:: STORED DATA ::

(begin)

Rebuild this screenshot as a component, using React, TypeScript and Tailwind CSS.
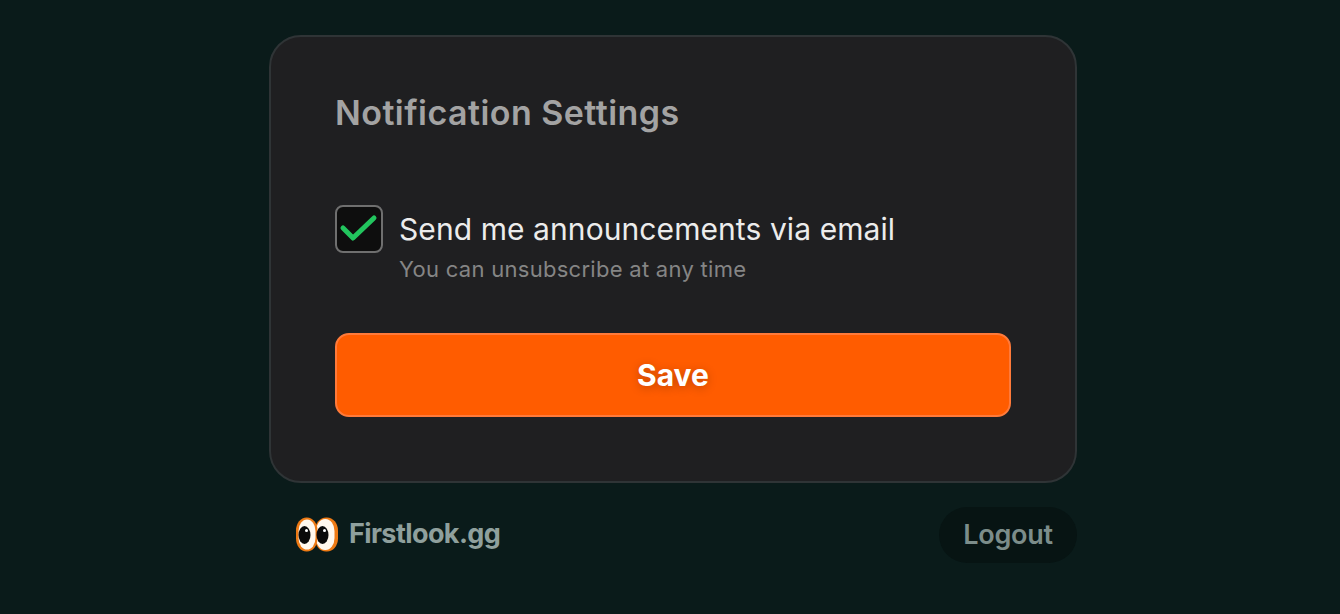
function EyesLogo() {
  return (
    <svg width="42" height="35" viewBox="0 0 42 35" fill="none" className="shrink-0">
      <rect x="19" y="0.5" width="23" height="34" rx="11" ry="13" fill="#ee7a14" />
      <rect x="20" y="2" width="18.5" height="31" rx="9" ry="12" fill="#fff8ee" />
      <rect x="0" y="0.5" width="21.5" height="34" rx="10.5" ry="13" fill="#ee7a14" />
      <rect x="2.5" y="2.5" width="17" height="30" rx="8.5" ry="11.5" fill="#fff8ee" />
      <ellipse cx="8.5" cy="18" rx="6" ry="9" fill="#0a0a0a" />
      <ellipse cx="26.5" cy="18" rx="6" ry="9" fill="#0a0a0a" />
      <circle cx="10.5" cy="13.5" r="1.5" fill="#ffffff" />
      <circle cx="28.5" cy="13.5" r="1.5" fill="#ffffff" />
    </svg>
  );
}

export default function App() {
  return (
    <div className="w-full h-[614px] bg-[#0a1b1a] flex flex-col items-center pt-[35px] pl-[6px] overflow-hidden font-['Inter']">
      <div className="w-[808px] h-[448px] bg-[#1f1f21] border-2 border-[#2f3436] rounded-[32px] px-[64px] pt-[56px] flex flex-col">
        <h1 className="text-[34px] leading-[40px] font-semibold text-[#a3a3a3] tracking-[0.45px]">Notification Settings</h1>
        <div className="flex gap-4 mt-[72px]">
          <div className="w-[48px] h-[48px] rounded-lg border-2 border-[#6f6f6f] bg-[#0e0e0e] flex items-center justify-center shrink-0">
            <svg width="44" height="44" viewBox="0 0 44 44" fill="none">
              <path d="M6 21 L16 31 L37 11" stroke="#22c55e" strokeWidth="5" strokeLinecap="round" strokeLinejoin="round" />
            </svg>
          </div>
          <div className="flex flex-col">
            <span className="text-[30px] leading-[48px] text-[#ececec] tracking-[0.08px]">Send me announcements via email</span>
            <span className="text-[22px] leading-[32px] text-[#858585] tracking-[0.28px]">You can unsubscribe at any time</span>
          </div>
        </div>
        <button className="mt-[48px] w-[676px] h-[84px] rounded-[14px] bg-[#ff5c00] border-2 border-[#ff7a3a] text-white text-[30px] font-bold [text-shadow:0_2px_10px_rgba(0,0,0,0.25)]">Save</button>
      </div>
      <div className="w-[808px] flex items-center justify-between mt-[24px] pl-[27px]">
        <div className="flex items-center gap-[11px] -mt-[2px]">
          <EyesLogo />
          <span className="text-[27px] font-bold text-[#8fa09d] tracking-[-0.6px]">Firstlook.gg</span>
        </div>
        <button className="w-[138px] h-[56px] rounded-full bg-[#071413] text-[27px] font-semibold text-[#7c8d8a] tracking-[-0.25px]">Logout</button>
      </div>
    </div>
  );
}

(end)

:: EXERCISE DESCRIPTION ::
Transcribe the full listing character for character. Pictures are excluded.

:: RESULT OF THE TASK ::
Rebuild this screenshot as a component, using React, TypeScript and Tailwind CSS.
function EyesLogo() {
  return (
    <svg width="42" height="35" viewBox="0 0 42 35" fill="none" className="shrink-0">
      <rect x="19" y="0.5" width="23" height="34" rx="11" ry="13" fill="#ee7a14" />
      <rect x="20" y="2" width="18.5" height="31" rx="9" ry="12" fill="#fff8ee" />
      <rect x="0" y="0.5" width="21.5" height="34" rx="10.5" ry="13" fill="#ee7a14" />
      <rect x="2.5" y="2.5" width="17" height="30" rx="8.5" ry="11.5" fill="#fff8ee" />
      <ellipse cx="8.5" cy="18" rx="6" ry="9" fill="#0a0a0a" />
      <ellipse cx="26.5" cy="18" rx="6" ry="9" fill="#0a0a0a" />
      <circle cx="10.5" cy="13.5" r="1.5" fill="#ffffff" />
      <circle cx="28.5" cy="13.5" r="1.5" fill="#ffffff" />
    </svg>
  );
}

export default function App() {
  return (
    <div className="w-full h-[614px] bg-[#0a1b1a] flex flex-col items-center pt-[35px] pl-[6px] overflow-hidden font-['Inter']">
      <div className="w-[808px] h-[448px] bg-[#1f1f21] border-2 border-[#2f3436] rounded-[32px] px-[64px] pt-[56px] flex flex-col">
        <h1 className="text-[34px] leading-[40px] font-semibold text-[#a3a3a3] tracking-[0.45px]">Notification Settings</h1>
        <div className="flex gap-4 mt-[72px]">
          <div className="w-[48px] h-[48px] rounded-lg border-2 border-[#6f6f6f] bg-[#0e0e0e] flex items-center justify-center shrink-0">
            <svg width="44" height="44" viewBox="0 0 44 44" fill="none">
              <path d="M6 21 L16 31 L37 11" stroke="#22c55e" strokeWidth="5" strokeLinecap="round" strokeLinejoin="round" />
            </svg>
          </div>
          <div className="flex flex-col">
            <span className="text-[30px] leading-[48px] text-[#ececec] tracking-[0.08px]">Send me announcements via email</span>
            <span className="text-[22px] leading-[32px] text-[#858585] tracking-[0.28px]">You can unsubscribe at any time</span>
          </div>
        </div>
        <button className="mt-[48px] w-[676px] h-[84px] rounded-[14px] bg-[#ff5c00] border-2 border-[#ff7a3a] text-white text-[30px] font-bold [text-shadow:0_2px_10px_rgba(0,0,0,0.25)]">Save</button>
      </div>
      <div className="w-[808px] flex items-center justify-between mt-[24px] pl-[27px]">
        <div className="flex items-center gap-[11px] -mt-[2px]">
          <EyesLogo />
          <span className="text-[27px] font-bold text-[#8fa09d] tracking-[-0.6px]">Firstlook.gg</span>
        </div>
        <button className="w-[138px] h-[56px] rounded-full bg-[#071413] text-[27px] font-semibold text-[#7c8d8a] tracking-[-0.25px]">Logout</button>
      </div>
    </div>
  );
}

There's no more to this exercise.